The company just isn't going to survive as it is and as we're being told it's going to file for Chapter 11 imminently.

Chesapeake Energy (NYSE:NASDAQ:CHK) is in the final stages of negotiating a roughly $900M debtor-in-possession loan, as well as "rolling up" some of its existing debt to bring its total DIP financing near $2B, Reuters reports.

It's also attempting to negotiate an equity infusion, and if the company manages to emerge from bankruptcy, creditors that include Franklin Resources (NYSE:BEN) would take over Chesapeake in exchange for eliminating more than $7B of its debt.

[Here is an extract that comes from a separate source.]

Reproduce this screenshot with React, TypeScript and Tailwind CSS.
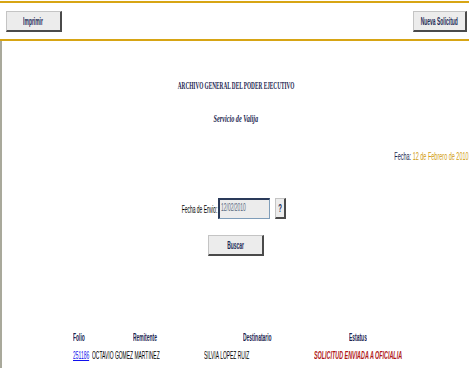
import React from "react";

const sans = "font-['Liberation_Sans',Arial,sans-serif]";
const serif = "font-['Liberation_Serif','Times_New_Roman',serif]";

// the reference is squeezed sideways, so text is narrowed with scale-x
function Sq({
  children,
  className = "",
  origin = "origin-center",
}: {
  children: React.ReactNode;
  className?: string;
  origin?: string;
}) {
  return (
    <span className={`inline-block whitespace-nowrap ${origin} ${className}`}>
      {children}
    </span>
  );
}

function Btn({ label, className = "" }: { label: string; className?: string }) {
  return (
    <button
      className={`flex items-center justify-center h-[21px] bg-[#ececec] border border-[#c4c4c4] border-r-2 border-b-2 border-r-[#4a4a4a] border-b-[#4a4a4a] ${className}`}
    >
      <Sq className={`${sans} text-[11px] font-bold text-[#1d2b55] scale-x-[0.45]`}>{label}</Sq>
    </button>
  );
}

const head = `${sans} text-[11px] font-bold text-[#1b2550] scale-x-[0.45]`;
const cell = `${sans} text-[11px] text-black scale-x-[0.45]`;

export default function App() {
  return (
    <div className="w-[470px] h-[368px] bg-white overflow-hidden">
      <div className="h-px" />
      <div className="h-[2px] bg-[#d7a514] mr-px" />
      <div className="h-[36px] flex justify-between items-start pt-[8px] pl-[6px] pr-[3px]">
        <Btn label="Imprimir" className="w-[56px]" />
        <Btn label="Nueva Solicitud" className="w-[54px]" />
      </div>
      <div className="h-[2px] bg-[#d7a514] mr-px" />

      <div className="h-[327px] border-l-2 border-[#a9a99b] flex flex-col">
        <div className="mt-[36px] h-[12px] leading-[12px] text-center">
          <Sq className={`${serif} text-[10px] font-bold text-[#1b2550] scale-x-[0.53]`}>
            ARCHIVO GENERAL DEL PODER EJECUTIVO
          </Sq>
        </div>
        <div className="mt-[21px] h-[12px] leading-[12px] text-center">
          <Sq className={`${serif} text-[10px] font-bold italic text-[#1b2550] scale-x-[0.62]`}>
            Servicio de Valija
          </Sq>
        </div>
        <div className="mt-[26px] h-[12px] leading-[12px] text-right pr-px">
          <Sq origin="origin-right" className={`${sans} text-[11px] scale-x-[0.5]`}>
            <span className="text-[#1b2550]">Fecha: </span>
            <span className="text-[#d19c12]">12 de Febrero de 2010</span>
          </Sq>
        </div>

        <div className="mt-[38px] flex items-center pl-[177px]">
          <div className="w-[38px] flex justify-end leading-[12px]">
            <Sq origin="origin-right" className={`${sans} text-[11px] text-black scale-x-[0.45]`}>
              Fecha de Envio:
            </Sq>
          </div>
          <div className="ml-px w-[52px] h-[21px] bg-[#ececec] border border-[#7f9db9] border-t-2 border-l-2 border-t-[#2a3a5a] border-l-[#2a3a5a] flex items-start pt-px pl-px leading-[12px]">
            <Sq origin="origin-left" className={`${sans} text-[11px] text-[#5a6a80] scale-x-[0.45]`}>
              12/02/2010
            </Sq>
          </div>
          <button className="ml-[5px] w-[11px] h-[21px] bg-[#ececec] border border-[#c4c4c4] border-r-2 border-b-2 border-r-[#4a4a4a] border-b-[#4a4a4a] flex items-center justify-center">
            <Sq className={`${sans} text-[10px] font-bold text-[#1d2b55] scale-x-[0.6]`}>?</Sq>
          </button>
        </div>

        <div className="mt-[16px] flex justify-center">
          <Btn label="Buscar" className="w-[56px]" />
        </div>

        <div className="mt-[73px] flex pl-[71px] h-[12px] leading-[12px]">
          <div className="w-[60px] shrink-0">
            <Sq origin="origin-left" className={head}>Folio</Sq>
          </div>
          <div className="w-[110px] shrink-0">
            <Sq origin="origin-left" className={head}>Remitente</Sq>
          </div>
          <div className="w-[106px] shrink-0">
            <Sq origin="origin-left" className={head}>Destinatario</Sq>
          </div>
          <div className="shrink-0">
            <Sq origin="origin-left" className={head}>Estatus</Sq>
          </div>
        </div>

        <div className="mt-[6px] flex pl-[71px] h-[12px] leading-[12px]">
          <div className="w-[19px] shrink-0">
            <Sq origin="origin-left" className={`${sans} text-[11px] text-[#1010ee] underline scale-x-[0.45]`}>251186</Sq>
          </div>
          <div className="w-[112px] shrink-0">
            <Sq origin="origin-left" className={cell}>OCTAVIO GOMEZ MARTINEZ</Sq>
          </div>
          <div className="w-[110px] shrink-0">
            <Sq origin="origin-left" className={cell}>SILVIA LOPEZ RUIZ</Sq>
          </div>
          <div className="shrink-0">
            <Sq origin="origin-left" className={`${sans} text-[11px] font-bold italic text-[#b01818] scale-x-[0.49]`}>SOLICITUD ENVIADA A OFICIALIA</Sq>
          </div>
        </div>
      </div>
    </div>
  );
}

A Chapter 11 filing could come as soon as Thursday, but the timing could slip to next week depending on how the negotiations play out.

First question

The first question is whether there's any equity left in there for the stockholders to gain. The answer is no, obviously not. I'm not going to go out and prove that not when others here at Seeking Alpha have already done so. Try here, or this which contains this vital information:

The bond comes with an 11.5% interest payment due in two annual payments of 5.75% each, so this price indicates that the marginal seller of the bonds does not believe he will receive that 5.75% payment due July 1.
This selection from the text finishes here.